**DO THIS**
Omit all images, then return the remaining material exactly as it stands.

**GIVEN INFORMATION**
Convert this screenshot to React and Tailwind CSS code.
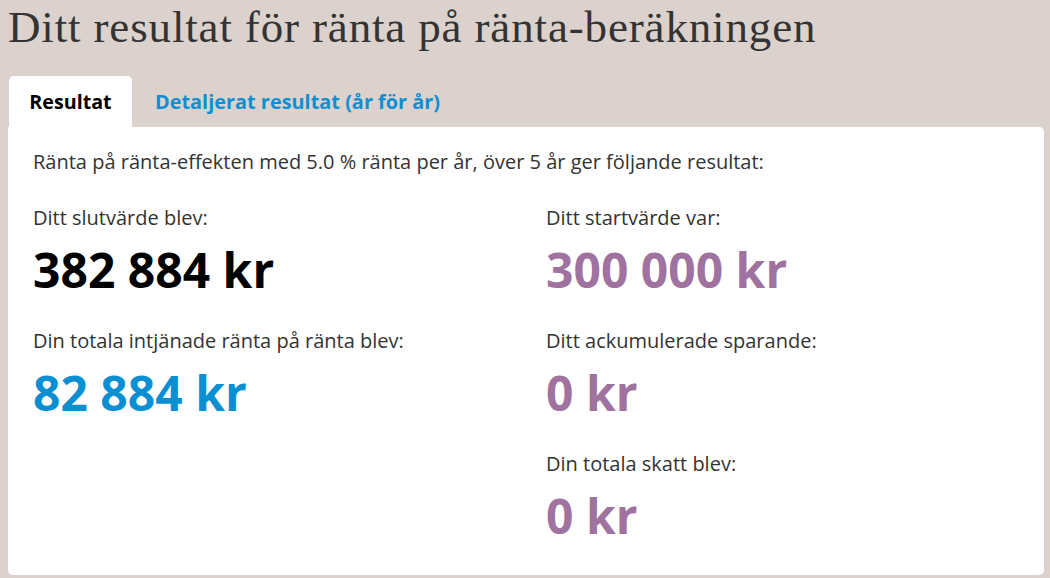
export default function App() {
  const sans = { fontFamily: '"Open Sans", "Noto Sans", sans-serif' };
  return (
    <div className="w-[1050px] h-[578px] bg-[#dbd2cd] overflow-hidden" style={sans}>
      <h1
        className="pl-[8px] pt-[1px] h-[76px] text-[45px] leading-[52px] text-[#333333] tracking-[0.85px]"
        style={{ fontFamily: '"Liberation Serif", serif' }}
      >
        Ditt resultat för ränta på ränta-beräkningen
      </h1>
      <div className="flex pl-[9px] h-[51px]">
        <div className="w-[123px] bg-white rounded-t-[5px] flex items-center justify-center text-[19.7px] font-bold text-black">
          Resultat
        </div>
        <div className="pl-[23px] flex items-center text-[19.9px] font-bold text-[#0e8fd3]">
          Detaljerat resultat (år för år)
        </div>
      </div>
      <div className="ml-[8px] w-[1036px] h-[448px] bg-white rounded-tr-[5px] rounded-b-[5px] pl-[25px] pt-[22px] text-[#333333]">
        <p className="text-[20px] leading-[26px]">
          Ränta på ränta-effekten med 5.0 % ränta per år, över 5 år ger följande resultat:
        </p>
        <div className="flex mt-[30px]">
          <div className="w-[513px] flex flex-col">
            <Item label="Ditt slutvärde blev:" value="382 884 kr" color="text-black" />
            <Item label="Din totala intjänade ränta på ränta blev:" value="82 884 kr" color="text-[#0a8fd3]" />
          </div>
          <div className="flex flex-col">
            <Item label="Ditt startvärde var:" value="300 000 kr" color="text-[#a0729f]" />
            <Item label="Ditt ackumulerade sparande:" value="0 kr" color="text-[#a0729f]" />
            <Item label="Din totala skatt blev:" value="0 kr" color="text-[#a0729f]" />
          </div>
        </div>
      </div>
    </div>
  );
}

function Item({ label, value, color }) {
  return (
    <div className="h-[123px]">
      <div className="text-[20px] leading-[26px] text-[#333333]">{label}</div>
      <div className={`text-[48px] leading-[66px] font-bold mt-[6px] ${color}`}>{value}</div>
    </div>
  );
}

**RESPONSE TO THIS EXERCISE**
Convert this screenshot to React and Tailwind CSS code.
export default function App() {
  const sans = { fontFamily: '"Open Sans", "Noto Sans", sans-serif' };
  return (
    <div className="w-[1050px] h-[578px] bg-[#dbd2cd] overflow-hidden" style={sans}>
      <h1
        className="pl-[8px] pt-[1px] h-[76px] text-[45px] leading-[52px] text-[#333333] tracking-[0.85px]"
        style={{ fontFamily: '"Liberation Serif", serif' }}
      >
        Ditt resultat för ränta på ränta-beräkningen
      </h1>
      <div className="flex pl-[9px] h-[51px]">
        <div className="w-[123px] bg-white rounded-t-[5px] flex items-center justify-center text-[19.7px] font-bold text-black">
          Resultat
        </div>
        <div className="pl-[23px] flex items-center text-[19.9px] font-bold text-[#0e8fd3]">
          Detaljerat resultat (år för år)
        </div>
      </div>
      <div className="ml-[8px] w-[1036px] h-[448px] bg-white rounded-tr-[5px] rounded-b-[5px] pl-[25px] pt-[22px] text-[#333333]">
        <p className="text-[20px] leading-[26px]">
          Ränta på ränta-effekten med 5.0 % ränta per år, över 5 år ger följande resultat:
        </p>
        <div className="flex mt-[30px]">
          <div className="w-[513px] flex flex-col">
            <Item label="Ditt slutvärde blev:" value="382 884 kr" color="text-black" />
            <Item label="Din totala intjänade ränta på ränta blev:" value="82 884 kr" color="text-[#0a8fd3]" />
          </div>
          <div className="flex flex-col">
            <Item label="Ditt startvärde var:" value="300 000 kr" color="text-[#a0729f]" />
            <Item label="Ditt ackumulerade sparande:" value="0 kr" color="text-[#a0729f]" />
            <Item label="Din totala skatt blev:" value="0 kr" color="text-[#a0729f]" />
          </div>
        </div>
      </div>
    </div>
  );
}

function Item({ label, value, color }) {
  return (
    <div className="h-[123px]">
      <div className="text-[20px] leading-[26px] text-[#333333]">{label}</div>
      <div className={`text-[48px] leading-[66px] font-bold mt-[6px] ${color}`}>{value}</div>
    </div>
  );
}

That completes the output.